▼

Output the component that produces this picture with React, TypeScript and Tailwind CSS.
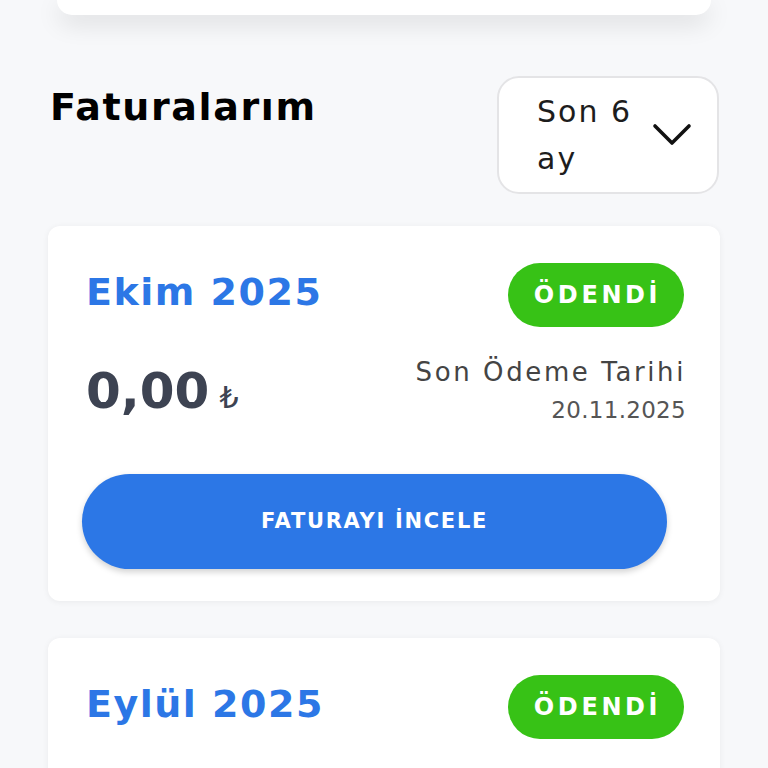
type Invoice = {
  month: string;
  amount: string;
  dueDate: string;
  status: string;
};

const invoices: Invoice[] = [
  { month: 'Ekim 2025', amount: '0,00', dueDate: '20.11.2025', status: 'ÖDENDİ' },
  { month: 'Eylül 2025', amount: '0,00', dueDate: '20.10.2025', status: 'ÖDENDİ' },
];

const Chevron = () => (
  <svg width="40" height="26" viewBox="0 0 40 26" fill="none">
    <polyline points="3,4 20,21 37,4" stroke="#111" strokeWidth="3.6" strokeLinecap="round" strokeLinejoin="round" />
  </svg>
);

const InvoiceCard = ({ invoice }: { invoice: Invoice }) => (
  <div className="mx-[48px] bg-white rounded-[12px] shadow-[0_1px_6px_rgba(0,0,0,0.06)] pl-[38px] pr-[36px] pt-[37px] pb-[32px]">
    <div className="flex items-center justify-between">
      <h3 className="text-[38px] font-bold text-[#2c77e6] leading-none pb-[6px] tracking-[1.5px]">{invoice.month}</h3>
      <span className="h-[64px] w-[176px] rounded-full bg-[#37c216] text-white text-[24px] font-bold flex items-center justify-center tracking-[3.6px] pl-[3px]">
        {invoice.status}
      </span>
    </div>
    <div className="flex items-center justify-between mt-[30px]">
      <div className="flex items-baseline">
        <span className="text-[50px] font-bold text-[#3d4352] leading-none">{invoice.amount}</span>
        <span className="text-[30px] text-[#3d4352] ml-[10px]">₺</span>
      </div>
      <div className="text-right -mr-[2px]">
        <div className="text-[26px] text-[#444] leading-[38px] tracking-[2.6px] -mt-[4px]">Son Ödeme Tarihi</div>
        <div className="text-[23px] text-[#555] leading-[38px] tracking-[0.3px]">{invoice.dueDate}</div>
      </div>
    </div>
    <button className="mt-[45px] -ml-[4px] w-[585px] h-[95px] rounded-full bg-[#2c77e6] text-white text-[21px] font-bold tracking-[1.7px] shadow-[0_3px_6px_rgba(0,0,0,0.18)]">
      FATURAYI İNCELE
    </button>
  </div>
);

export default function App() {
  return (
    <div className="h-[768px] bg-[#f7f8fa] overflow-hidden" style={{ fontFamily: '"DejaVu Sans", sans-serif' }}>
      <div className="mx-[57px] h-[15px] bg-white rounded-b-[32px] shadow-[0_8px_24px_rgba(0,0,0,0.13)]" />
      <div className="flex items-start justify-between pl-[50px] pr-[49px] mt-[61px]">
        <h2 className="text-[38px] font-bold text-black mt-[1px] leading-[60px] tracking-[1.6px]">Faturalarım</h2>
        <div className="w-[222px] h-[118px] rounded-[22px] border-2 border-[#e4e4e6] bg-white flex items-center pl-[38px] pr-[25px] justify-between">
          <span className="text-[30px] text-[#1d1d1d] leading-[47px] w-[110px] tracking-[2px]">Son 6 ay</span>
          <Chevron />
        </div>
      </div>
      <div className="mt-[32px] flex flex-col gap-[37px]">
        {invoices.map((inv) => (
          <InvoiceCard key={inv.month} invoice={inv} />
        ))}
      </div>
    </div>
  );
}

▲

## Problem to solve
Print the complete listing exactly, apart from any pictures.

## The answer
Output the component that produces this picture with React, TypeScript and Tailwind CSS.
type Invoice = {
  month: string;
  amount: string;
  dueDate: string;
  status: string;
};

const invoices: Invoice[] = [
  { month: 'Ekim 2025', amount: '0,00', dueDate: '20.11.2025', status: 'ÖDENDİ' },
  { month: 'Eylül 2025', amount: '0,00', dueDate: '20.10.2025', status: 'ÖDENDİ' },
];

const Chevron = () => (
  <svg width="40" height="26" viewBox="0 0 40 26" fill="none">
    <polyline points="3,4 20,21 37,4" stroke="#111" strokeWidth="3.6" strokeLinecap="round" strokeLinejoin="round" />
  </svg>
);

const InvoiceCard = ({ invoice }: { invoice: Invoice }) => (
  <div className="mx-[48px] bg-white rounded-[12px] shadow-[0_1px_6px_rgba(0,0,0,0.06)] pl-[38px] pr-[36px] pt-[37px] pb-[32px]">
    <div className="flex items-center justify-between">
      <h3 className="text-[38px] font-bold text-[#2c77e6] leading-none pb-[6px] tracking-[1.5px]">{invoice.month}</h3>
      <span className="h-[64px] w-[176px] rounded-full bg-[#37c216] text-white text-[24px] font-bold flex items-center justify-center tracking-[3.6px] pl-[3px]">
        {invoice.status}
      </span>
    </div>
    <div className="flex items-center justify-between mt-[30px]">
      <div className="flex items-baseline">
        <span className="text-[50px] font-bold text-[#3d4352] leading-none">{invoice.amount}</span>
        <span className="text-[30px] text-[#3d4352] ml-[10px]">₺</span>
      </div>
      <div className="text-right -mr-[2px]">
        <div className="text-[26px] text-[#444] leading-[38px] tracking-[2.6px] -mt-[4px]">Son Ödeme Tarihi</div>
        <div className="text-[23px] text-[#555] leading-[38px] tracking-[0.3px]">{invoice.dueDate}</div>
      </div>
    </div>
    <button className="mt-[45px] -ml-[4px] w-[585px] h-[95px] rounded-full bg-[#2c77e6] text-white text-[21px] font-bold tracking-[1.7px] shadow-[0_3px_6px_rgba(0,0,0,0.18)]">
      FATURAYI İNCELE
    </button>
  </div>
);

export default function App() {
  return (
    <div className="h-[768px] bg-[#f7f8fa] overflow-hidden" style={{ fontFamily: '"DejaVu Sans", sans-serif' }}>
      <div className="mx-[57px] h-[15px] bg-white rounded-b-[32px] shadow-[0_8px_24px_rgba(0,0,0,0.13)]" />
      <div className="flex items-start justify-between pl-[50px] pr-[49px] mt-[61px]">
        <h2 className="text-[38px] font-bold text-black mt-[1px] leading-[60px] tracking-[1.6px]">Faturalarım</h2>
        <div className="w-[222px] h-[118px] rounded-[22px] border-2 border-[#e4e4e6] bg-white flex items-center pl-[38px] pr-[25px] justify-between">
          <span className="text-[30px] text-[#1d1d1d] leading-[47px] w-[110px] tracking-[2px]">Son 6 ay</span>
          <Chevron />
        </div>
      </div>
      <div className="mt-[32px] flex flex-col gap-[37px]">
        {invoices.map((inv) => (
          <InvoiceCard key={inv.month} invoice={inv} />
        ))}
      </div>
    </div>
  );
}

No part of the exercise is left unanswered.